Requires a majority (N/2+1) of masters to succeed.

If the total time to acquire the lock is less than the TTL, the lock is considered acquired.

If acquisition fails, the client releases any partial locks.

Zookeeper Distributed Lock

Create an EPHEMERAL node; the first client that creates it obtains the lock. Others watch the node and wait for its deletion.

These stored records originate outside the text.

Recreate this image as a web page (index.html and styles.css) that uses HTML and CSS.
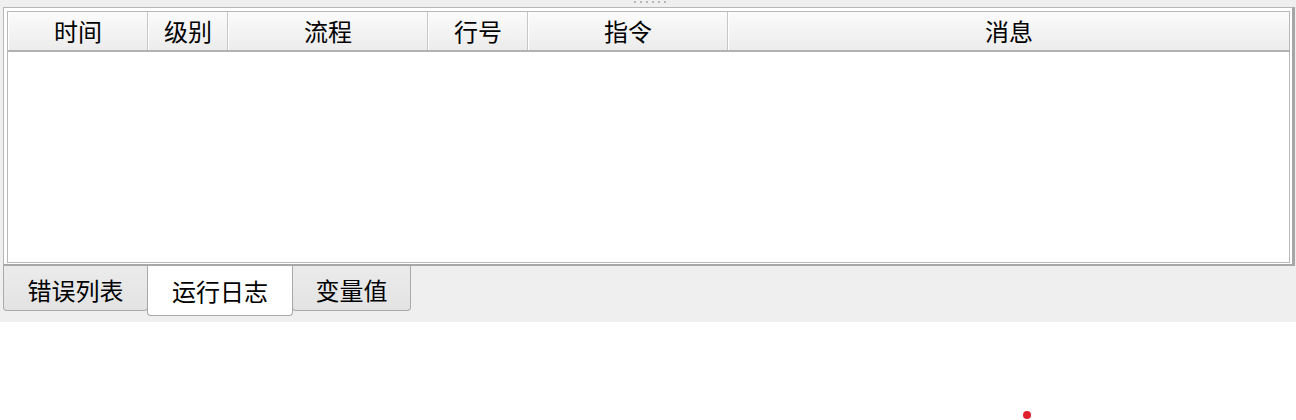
FILE: index.html
```html
<!DOCTYPE html>
<html lang="zh">
<head>
<meta charset="utf-8">
<title>运行日志</title>
<link rel="stylesheet" href="styles.css">
</head>
<body>
<div class="panel">
  <div class="grip"><span></span><span></span><span></span><span></span><span></span><span></span></div>
  <div class="frame">
    <div class="table">
      <div class="thead">
        <div class="th c-time">时间</div>
        <div class="th c-level">级别</div>
        <div class="th c-flow">流程</div>
        <div class="th c-line">行号</div>
        <div class="th c-cmd">指令</div>
        <div class="th c-msg">消息</div>
      </div>
      <div class="tbody"></div>
    </div>
  </div>
  <div class="tabs">
    <div class="tab t1">错误列表</div>
    <div class="tab t2 active">运行日志</div>
    <div class="tab t3">变量值</div>
  </div>
</div>
<div class="below">
  <span class="dot"></span>
</div>
</body>
</html>
```
FILE: styles.css
```css
html, body {
  margin: 0;
  padding: 0;
  background: #ffffff;
  font-family: "Noto Sans CJK SC", "Noto Sans", sans-serif;
  color: #000;
}
.panel {
  background: #efefef;
  height: 322px;
  width: 1296px;
  box-sizing: border-box;
  padding-top: 7px;
  position: relative;
}
.grip {
  position: absolute;
  left: 634px;
  top: 1px;
  display: flex;
  gap: 4px;
}
.grip span {
  width: 2px;
  height: 2px;
  background: #b8b8b8;
}
.frame {
  margin-left: 3px;
  width: 1292px;
  height: 259px;
  box-sizing: border-box;
  background: #ffffff;
  border-style: solid;
  border-color: #b6b6b6 #a6a6a6 #a8a8a8 #b6b6b6;
  border-width: 1px 3px 2px 1px;
  padding: 3px 2px 1px 3px;
}
.table {
  height: 100%;
  box-sizing: border-box;
  border: 1px solid #b8b8b8;
  display: flex;
  flex-direction: column;
}
.thead {
  display: flex;
  height: 40px;
  box-sizing: border-box;
  border-bottom: 2px solid #b2b2b2;
  background: linear-gradient(#fbfbfb, #ececec);
}
.th {
  box-sizing: border-box;
  font-size: 24px;
  line-height: 38px;
  text-align: center;
  border-right: 1px solid #c6c6c6;
  box-shadow: inset 1px 0 0 #ffffff;
  padding-left: 1px;
}
.c-time { width: 140px; }
.c-level { width: 80px; }
.c-flow { width: 200px; }
.c-line { width: 100px; }
.c-cmd { width: 200px; }
.c-msg { flex: 1; border-right: none; }
.tbody {
  flex: 1;
  background: #fff;
}
.tabs {
  display: flex;
  padding-left: 3px;
  align-items: flex-start;
}
.tab {
  box-sizing: border-box;
  height: 45px;
  font-size: 24px;
  line-height: 48px;
  text-align: center;
  background: linear-gradient(#ebebeb, #e3e3e3);
  border: 1px solid #aaaaaa;
  border-top: none;
  border-radius: 0 0 4px 4px;
}
.t1 { width: 145px; }
.t2 { width: 146px; margin-left: -1px; }
.t3 { width: 119px; margin-left: -1px; }
.tab.active {
  background: #ffffff;
  height: 50px;
  line-height: 50px;
  position: relative;
  z-index: 1;
  border-color: #a8a8a8;
}
.below {
  height: 98px;
  position: relative;
}
.dot {
  position: absolute;
  left: 1023px;
  top: 89px;
  width: 8px;
  height: 8px;
  border-radius: 50%;
  background: #e0202a;
}
```
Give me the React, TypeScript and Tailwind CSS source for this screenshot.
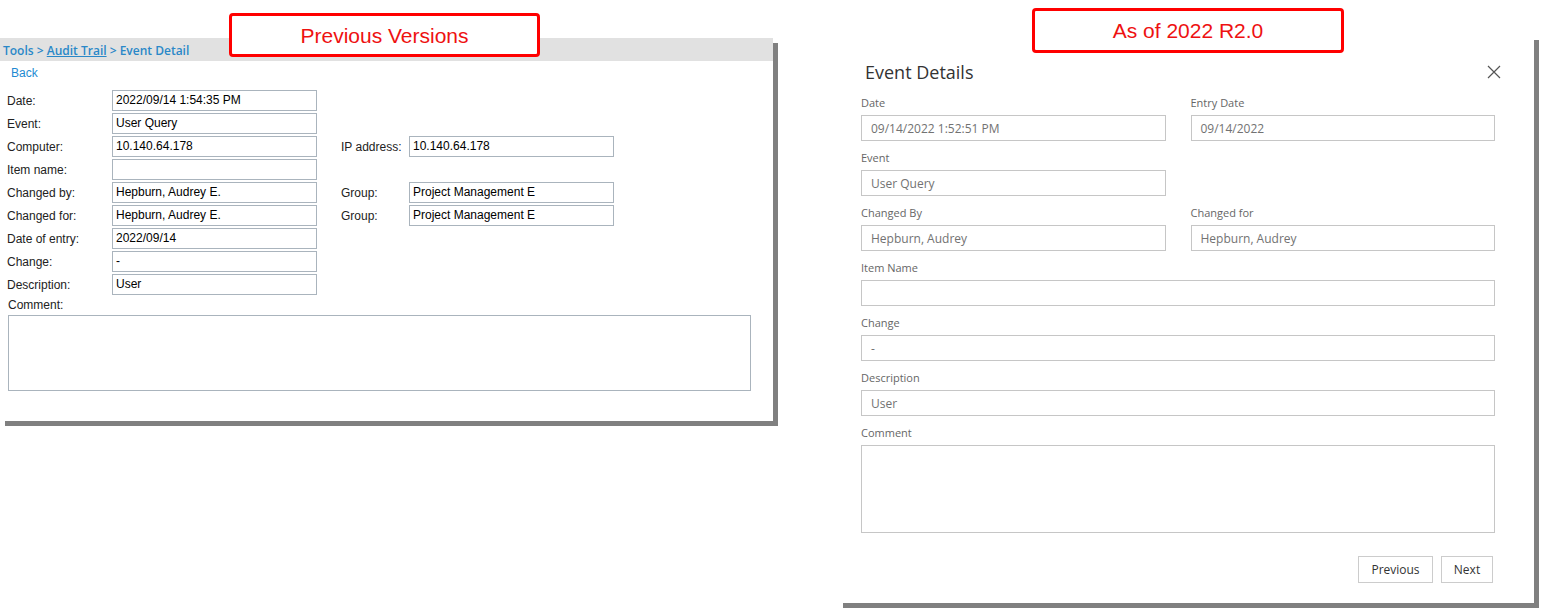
import React from 'react';

const arial = { fontFamily: '"Liberation Sans", Arial, sans-serif' };
const open = { fontFamily: '"Open Sans", "Noto Sans", sans-serif' };

const OldField = ({ value = '' }: { value?: string }) => (
  <div className="w-[205px] h-[21px] border border-[#aab4bd] bg-white pl-[3px] text-[12px] leading-[19px] text-black whitespace-nowrap overflow-hidden">
    {value}
  </div>
);

const OldRow = ({ label, value, label2, value2 }: { label: string; value?: string; label2?: string; value2?: string }) => (
  <div className="flex items-center h-[21px]">
    <div className="w-[112px] pl-[7px] text-[12px] text-[#222]">{label}</div>
    <OldField value={value} />
    {label2 && (
      <>
        <div className="w-[68px] ml-[24px] text-[12px] text-[#222]">{label2}</div>
        <OldField value={value2} />
      </>
    )}
  </div>
);

const NewField = ({ label, value = '', wide = false, tall = false }: { label: string; value?: string; wide?: boolean; tall?: boolean }) => (
  <div className={wide ? 'col-span-2' : ''}>
    <div className="h-4 text-[11px] leading-4 text-[#666] mb-1">{label}</div>
    <div
      className={`border border-[#c6c6c6] bg-white pl-[9px] text-[12px] text-[#727272] ${tall ? 'h-[88px]' : 'h-[26px] leading-[25px]'}`}
    >
      {value}
    </div>
  </div>
);

export default function App() {
  return (
    <div className="relative w-[1544px] h-[613px] bg-white overflow-hidden">
      <div className="flex items-start">
        {/* Previous version panel */}
        <div className="mt-[38px] w-[773px] h-[383px] bg-white shadow-[5px_5px_0_#808080] flex flex-col" style={arial}>
          <div className="h-[23px] bg-[#e1e1e1] pl-[3px] pt-[5px] text-[12px] leading-4 font-semibold text-[#2a88c8]" style={open}>
            Tools &gt; <span className="underline">Audit Trail</span> &gt; Event Detail
          </div>
          <div className="mt-[4px] pl-[11px] h-4 text-[12px] leading-4 text-[#1e8ad2]">Back</div>
          <div className="mt-[9px] flex flex-col gap-[2px]">
            <OldRow label="Date:" value="2022/09/14 1:54:35 PM" />
            <OldRow label="Event:" value="User Query" />
            <OldRow label="Computer:" value="10.140.64.178" label2="IP address:" value2="10.140.64.178" />
            <OldRow label="Item name:" />
            <OldRow label="Changed by:" value="Hepburn, Audrey E." label2="Group:" value2="Project Management E" />
            <OldRow label="Changed for:" value="Hepburn, Audrey E." label2="Group:" value2="Project Management E" />
            <OldRow label="Date of entry:" value="2022/09/14" />
            <OldRow label="Change:" value="-" />
            <OldRow label="Description:" value="User" />
          </div>
          <div className="pl-[8px] mt-[2px] h-4 text-[12px] leading-4 text-[#222]">Comment:</div>
          <div className="ml-[8px] mt-[2px] w-[743px] h-[76px] border border-[#aab4bd]" />
        </div>

        {/* New version panel */}
        <div className="ml-[65px] mt-[35px] w-[696px] h-[568px] bg-white shadow-[5px_5px_0_#808080] pl-[23px] pr-[39px] pt-[27px]" style={open}>
          <div className="flex items-center justify-between h-5">
            <div className="ml-[4px] text-[18px] leading-5 text-[#333]">Event Details</div>
            <svg width="14" height="14" viewBox="0 0 14 14" className="mr-[-6px]">
              <path d="M1 1L13 13M13 1L1 13" stroke="#555" strokeWidth="1.2" fill="none" />
            </svg>
          </div>
          <div className="mt-[13px] grid grid-cols-2 gap-x-[25px] gap-y-[9px]">
            <NewField label="Date" value="09/14/2022 1:52:51 PM" />
            <NewField label="Entry Date" value="09/14/2022" />
            <NewField label="Event" value="User Query" />
            <div />
            <NewField label="Changed By" value="Hepburn, Audrey" />
            <NewField label="Changed for" value="Hepburn, Audrey" />
            <NewField label="Item Name" wide />
            <NewField label="Change" value="-" wide />
            <NewField label="Description" value="User" wide />
            <NewField label="Comment" wide tall />
          </div>
          <div className="mt-[23px] mr-[2px] flex justify-end gap-2">
            <button className="w-[75px] h-[27px] border border-[#cccccc] bg-white text-[12px] text-[#333]">Previous</button>
            <button className="w-[52px] h-[27px] border border-[#cccccc] bg-white text-[12px] text-[#333]">Next</button>
          </div>
        </div>
      </div>

      {/* Callouts */}
      <div
        className="absolute left-[229px] top-[13px] w-[311px] h-[44px] border-[3px] border-[#ff0000] rounded-[4px] bg-white flex items-center justify-center pt-[2px] text-[21px] text-[#ee1111]"
        style={arial}
      >
        Previous Versions
      </div>
      <div
        className="absolute left-[1032px] top-[8px] w-[312px] h-[45px] border-[3px] border-[#ff0000] rounded-[4px] bg-white flex items-center justify-center text-[21px] text-[#ee1111]"
        style={arial}
      >
        As of 2022 R2.0
      </div>
    </div>
  );
}
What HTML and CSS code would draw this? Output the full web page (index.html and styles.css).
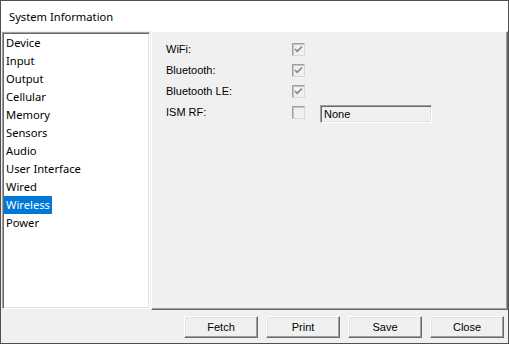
FILE: index.html
```html
<!DOCTYPE html>
<html>
<head>
<meta charset="utf-8">
<link rel="stylesheet" href="styles.css">
</head>
<body>
<div class="window">
  <div class="titlebar">System Information</div>
  <div class="main">
    <div class="listbox">
      <div class="item"><span>Device</span></div>
      <div class="item"><span>Input</span></div>
      <div class="item"><span>Output</span></div>
      <div class="item"><span>Cellular</span></div>
      <div class="item"><span>Memory</span></div>
      <div class="item"><span>Sensors</span></div>
      <div class="item"><span>Audio</span></div>
      <div class="item"><span>User Interface</span></div>
      <div class="item"><span>Wired</span></div>
      <div class="item selected"><span>Wireless</span></div>
      <div class="item"><span>Power</span></div>
    </div>
    <div class="panel">
      <div class="grid">
        <div class="label">WiFi:</div>
        <span class="check"><svg width="11" height="11" viewBox="0 0 11 11"><path d="M2 5 L4.2 7.3 L9 2.5" fill="none" stroke="#858585" stroke-width="1.6"/></svg></span>
        <div></div>
        <div class="label">Bluetooth:</div>
        <span class="check"><svg width="11" height="11" viewBox="0 0 11 11"><path d="M2 5 L4.2 7.3 L9 2.5" fill="none" stroke="#858585" stroke-width="1.6"/></svg></span>
        <div></div>
        <div class="label">Bluetooth LE:</div>
        <span class="check"><svg width="11" height="11" viewBox="0 0 11 11"><path d="M2 5 L4.2 7.3 L9 2.5" fill="none" stroke="#858585" stroke-width="1.6"/></svg></span>
        <div></div>
        <div class="label">ISM RF:</div>
        <span class="check"></span>
        <div class="textbox">None</div>
      </div>
    </div>
  </div>
  <div class="buttons">
    <div class="btn">Fetch</div>
    <div class="btn">Print</div>
    <div class="btn">Save</div>
    <div class="btn">Close</div>
  </div>
</div>
</body>
</html>
```
FILE: styles.css
```css
html, body {
  margin: 0;
  padding: 0;
  background: #f0f0f0;
}
.window {
  width: 509px;
  height: 344px;
  box-sizing: border-box;
  border: 1px solid #4f4f4f;
  background: #f0f0f0;
  display: flex;
  flex-direction: column;
  font-family: "Noto Sans", "Open Sans", sans-serif;
}
.titlebar {
  height: 30px;
  flex: none;
  background: #fff;
  display: flex;
  align-items: center;
  padding-left: 8px;
  font-size: 11.2px;
  color: #000;
}
.main {
  height: 279px;
  flex: none;
  display: flex;
  align-items: flex-start;
}
.listbox {
  margin: 1px 0 0 1px;
  width: 148px;
  height: 277px;
  box-sizing: border-box;
  background: #fff;
  border: 1px solid;
  border-color: #a0a0a0 #fff #fff #a0a0a0;
  box-shadow: inset 1px 1px 0 #696969, inset -1px -1px 0 #e3e3e3;
  padding: 1px 0 0 1px;
  font-size: 11.2px;
  color: #000;
}
.item {
  height: 18px;
  line-height: 18px;
}
.item span {
  display: inline-block;
  padding: 0 2px;
  height: 18px;
}
.item.selected span {
  background: #0078d7;
  color: #fff;
}
.panel {
  margin-left: 1px;
  flex: 1;
  height: 279px;
  box-sizing: border-box;
  border: 1px solid;
  border-color: #fff #696969 #696969 #fff;
  box-shadow: inset -1px -1px 0 #a0a0a0;
  padding: 11px 0 0 14px;
}
.grid {
  display: grid;
  grid-template-columns: 111px 13px 112px;
  column-gap: 15px;
  grid-auto-rows: 21px;
  align-items: start;
  font-family: "Liberation Sans", Arial, sans-serif;
  font-size: 11px;
  color: #000;
}
.label {
  line-height: 13px;
}
.check {
  width: 13px;
  height: 13px;
  box-sizing: border-box;
  border: 1px solid;
  border-color: #a0a0a0 #d8d8d8 #d8d8d8 #a0a0a0;
  box-shadow: inset 1px 1px 0 #c4c4c4;
  background: #f0f0f0;
  display: flex;
  align-items: center;
  justify-content: center;
}
.check svg {
  display: block;
}
.textbox {
  margin-top: -1px;
  height: 18px;
  box-sizing: border-box;
  border: 1px solid;
  border-color: #a0a0a0 #fff #fff #a0a0a0;
  box-shadow: inset 1px 1px 0 #696969, inset -1px -1px 0 #e3e3e3;
  background: #f0f0f0;
  padding: 0 0 0 3px;
  line-height: 16px;
}
.buttons {
  flex: 1;
  display: flex;
  justify-content: flex-end;
  gap: 8px;
  padding: 6px 4px 0 0;
}
.btn {
  width: 74px;
  height: 22px;
  box-sizing: border-box;
  border: 1px solid;
  border-color: #fff #696969 #696969 #fff;
  box-shadow: inset -1px -1px 0 #a0a0a0, inset 1px 1px 0 #e3e3e3;
  background: #f0f0f0;
  display: flex;
  align-items: center;
  justify-content: center;
  font-family: "Liberation Sans", Arial, sans-serif;
  font-size: 11px;
  color: #000;
}
```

public class ZooKeeperSession {
    private static CountDownLatch connectedSemaphore = new CountDownLatch(1);
    private ZooKeeper zk;
    public ZooKeeperSession() throws Exception {
        zk = new ZooKeeper("host1:2181,host2:2181,host3:2181", 50000, event -> {
            if (event.getState() == KeeperState.SyncConnected) {
                connectedSemaphore.countDown();
            }
        });
        connectedSemaphore.await();
    }
    public boolean acquireDistributedLock(Long productId) throws Exception {
        String path = "/product-lock-" + productId;
        try {
            zk.create(path, new byte[0], Ids.OPEN_ACL_UNSAFE, CreateMode.EPHEMERAL);
            return true;
        } catch (NodeExistsException e) {
            // watch the existing node
            zk.exists(path, true);
            return false;
        }
    }
    public void releaseDistributedLock(Long productId) throws Exception {
        String path = "/product-lock-" + productId;
        zk.delete(path, -1);
    }
}

Advantages over Redis lock: Zookeeper automatically removes the EPHEMERAL node if the client crashes, eliminating stale locks; also uses watches instead of busy‑waiting.

Overall, the article provides practical code and configuration examples for implementing distributed session storage, transaction coordination, and locking in Java‑based backend systems.